Thursday, November 15, 2007

Thursday Reading

Here are a couple of blog posts:

From Strauss to Christ, an interesting post which expresses some of my own concerns in the realms of apologetics, reason, and faith. Here's the conclusion:
Accepting revelation is not tantamount to turning off reason; it is not to become a fideist in the strictest sense of the word. It does mean, however, the dismissal of a purely intellectualized interpretation of the world. Reality means something more than what reason alone can examine. Reason’s limits are dismissed and with that dismissal comes a freedom more dangerous than one any atheistic “philosopher” ever drooled over in their shabby polemics. The philosophic life is, after all, a restricted life—not with regard to its questions, but to the chance it has any permanent answers. And is it not the answers, even the wildly fantastic answers, which give rise to the actions that shape the way in which we live? In the end, this all circles back to faith and not just any faith, but the Faith in God Incarnate, Jesus Christ, the Lord and Savior of all. “Faith” is the substantial evidence most scorned by non-believers and least defended by those aforementioned minds committed to a tensionless existence between what they have learned and what they claim to believe. It is, however, what must be taken or rejected if being a Christian is possible. Leo Strauss—a Jew who consciously renounced his people’s orthodoxy—saw this. He saw it so clearly that he knew if his choice for the philosophic life was to amount to more than a mere act of decisionism, revealed religion had to be confronted, exposed, and ultimately rejected. Unlike so many moderns, he believed and, dare I say, he demonstrated that such an assault had not been properly undertaken in modern times. Its claim to victory was a hollow claim; its acceptance came more by way of reception of a questionable tradition than an irreproachable demonstration. Christians—even Orthodox Christians—still receive this tradition; they still embrace it and from there believe that the reasonableness of the critique can only be met by showing, in some convoluted way, the greater “reasonableness” of their Christianity. They may be well-meaning, but they are still ashamed by the Cross. They want to know—and they want the world to know that they know—more than it.
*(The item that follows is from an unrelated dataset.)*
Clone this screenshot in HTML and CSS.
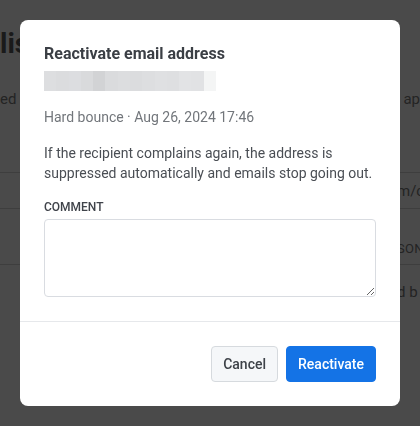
FILE: index.html
```html
<!DOCTYPE html>
<html lang="en">
<head>
<meta charset="utf-8">
<title>Reactivate email address</title>
<link rel="stylesheet" href="styles.css">
</head>
<body>
<main class="page">
  <h1 class="page-title">list</h1>
  <div class="page-sub"><span>ed recipients</span><span>n ap</span></div>
  <div class="table">
    <div class="row row-head"><span class="cell-right">m/c</span></div>
    <div class="row row-tall"><span class="cell-right caps">SON</span></div>
    <div class="row row-last"><span class="cell-right">d b</span></div>
  </div>
</main>

<div class="overlay">
  <div class="modal" role="dialog" aria-labelledby="modal-title">
    <div class="modal-body">
      <h2 class="modal-title" id="modal-title">Reactivate email address</h2>
      <div class="email-blur" aria-label="hidden email address">
        <span class="b1"></span><span class="b2"></span><span class="b3"></span><span class="b4"></span><span class="b5"></span><span class="b6"></span><span class="b7"></span><span class="b8"></span><span class="b9"></span><span class="b10"></span><span class="b11"></span><span class="b12"></span><span class="b13"></span><span class="b14"></span>
      </div>
      <p class="meta">Hard bounce · Aug 26, 2024 17:46</p>
      <p class="desc">If the recipient complains again, the address is suppressed automatically and emails stop going out.</p>
      <label class="field-label" for="comment">COMMENT</label>
      <textarea class="field-input" id="comment"></textarea>
    </div>
    <div class="modal-footer">
      <button class="btn btn-secondary" type="button">Cancel</button>
      <button class="btn btn-primary" type="button">Reactivate</button>
    </div>
  </div>
</div>
</body>
</html>
```

FILE: styles.css
```css
* { box-sizing: border-box; }

html, body {
  margin: 0;
  padding: 0;
  width: 420px;
  height: 426px;
  overflow: hidden;
  background: #ffffff;
  font-family: Roboto, "Liberation Sans", Arial, sans-serif;
}

/* background page (under overlay) */
.page {
  padding: 0;
  color: #7c7c7c;
}

.page-title {
  margin: 0;
  padding-top: 30px;
  font-size: 28px;
  line-height: 28px;
  font-weight: 700;
  color: #5a5a5a;
}

.page-sub {
  margin-top: 31px;
  display: flex;
  justify-content: space-between;
  font-size: 15px;
  line-height: 20px;
  color: #7c7c7c;
  white-space: nowrap;
}

.table {
  margin-top: 63px;
  border-top: 1px solid #d6d6d6;
}

.row {
  height: 56px;
  display: grid;
  grid-template-columns: 397px 23px;
  align-items: center;
  border-bottom: 1px solid #d6d6d6;
  font-size: 15px;
  color: #7a7a7a;
  white-space: nowrap;
}

.row-head {
  height: 36px;
}

.row-tall {
  align-items: end;
  padding-bottom: 8px;
}

.row-last {
  align-items: start;
  padding-top: 18px;
  border-bottom: 0;
}

.cell-right {
  grid-column: 2;
  overflow: hidden;
}

.caps {
  font-size: 13px;
  letter-spacing: 0.3px;
}

/* overlay + modal */
.overlay {
  position: fixed;
  inset: 0;
  background: rgba(0, 0, 0, 0.71);
  display: flex;
  align-items: flex-start;
  justify-content: center;
  padding-top: 20px;
}

.modal {
  width: 380px;
  background: #ffffff;
  border-radius: 8px;
  overflow: hidden;
}

.modal-body {
  padding: 24px 24px 24px;
  border-bottom: 1px solid #e6e8eb;
}

.modal-title {
  margin: 0;
  font-size: 16px;
  line-height: 20px;
  font-weight: 700;
  color: #3b3f45;
}

.email-blur {
  margin-top: 7px;
  width: 172px;
  height: 20px;
  display: flex;
}

.email-blur span { flex: 1; }
.b1 { background: #dddee0; }
.b2 { background: #dbdcde; }
.b3 { background: #dcdde0; }
.b4 { background: #d9dadc; }
.b5 { background: #d2d3d5; }
.b6 { background: #dadbdd; }
.b7 { background: #dcdddf; }
.b8 { background: #dbdcde; }
.b9 { background: #dddee0; }
.b10 { background: #dfe0e2; }
.b11 { background: #dedfe1; }
.b12 { background: #e2e3e5; }
.b13 { background: #e1e2e4; }
.b14 { background: #f4f5f5; }

.meta {
  margin: 16px 0 0;
  font-size: 14px;
  line-height: 20px;
  color: #72767b;
}

.desc {
  margin: 16px 0 0;
  font-size: 14px;
  line-height: 20px;
  color: #4a4e54;
}

.field-label {
  display: block;
  margin-top: 16px;
  font-size: 12px;
  line-height: 16px;
  font-weight: 500;
  color: #3f434a;
}

.field-input {
  display: block;
  margin-top: 4px;
  width: 100%;
  height: 78px;
  border: 1px solid #d9dce1;
  border-radius: 4px;
  padding: 8px;
  font-family: inherit;
  font-size: 14px;
  background: #ffffff;
}

.modal-footer {
  padding: 24px;
  display: flex;
  justify-content: flex-end;
  gap: 8px;
}

.btn {
  height: 36px;
  padding: 0 11px;
  border-radius: 4px;
  font-family: inherit;
  font-size: 14px;
  font-weight: 500;
  line-height: 20px;
  cursor: pointer;
}

.btn-secondary {
  background: #f5f7f9;
  border: 1px solid #d6dade;
  color: #3d4248;
}

.btn-primary {
  background: #1473e6;
  border: 1px solid #1473e6;
  color: #ffffff;
}
```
The Ochlophobist offers some insightful comments on the topics of linguistics and flattery here. Here's a sample:

The degeneration of language that we now see is the sad putting on of appearances by demons still trembling in fear because of the word of the Theotokos spoken in accordance with the Word she accepted and bore. They have every reason to fear now, for in their pursuit of the flatteries and fabrications of Nothing their potential victims need only bend the neck and utter from the heart a "be it unto me" and the whole game is over - even in metal shops, and classrooms, and sales meetings, and Lord knows where else. God, who energetically seems to make occasion for irony, appears rather intent on expressing salvation in the most seemingly impossible situations. In fact, as St. Paul makes clear and as many of us have experienced, the greater the degree of realized need, the greater the degree of our potential clarity in seeing grace. Thus in Christ's new order, the order of Nativity, when things get worse, there is all the more power in what is better. Flattery abounds, but in such a context the icon of a real word spoken or written only serves to bear a greater witness.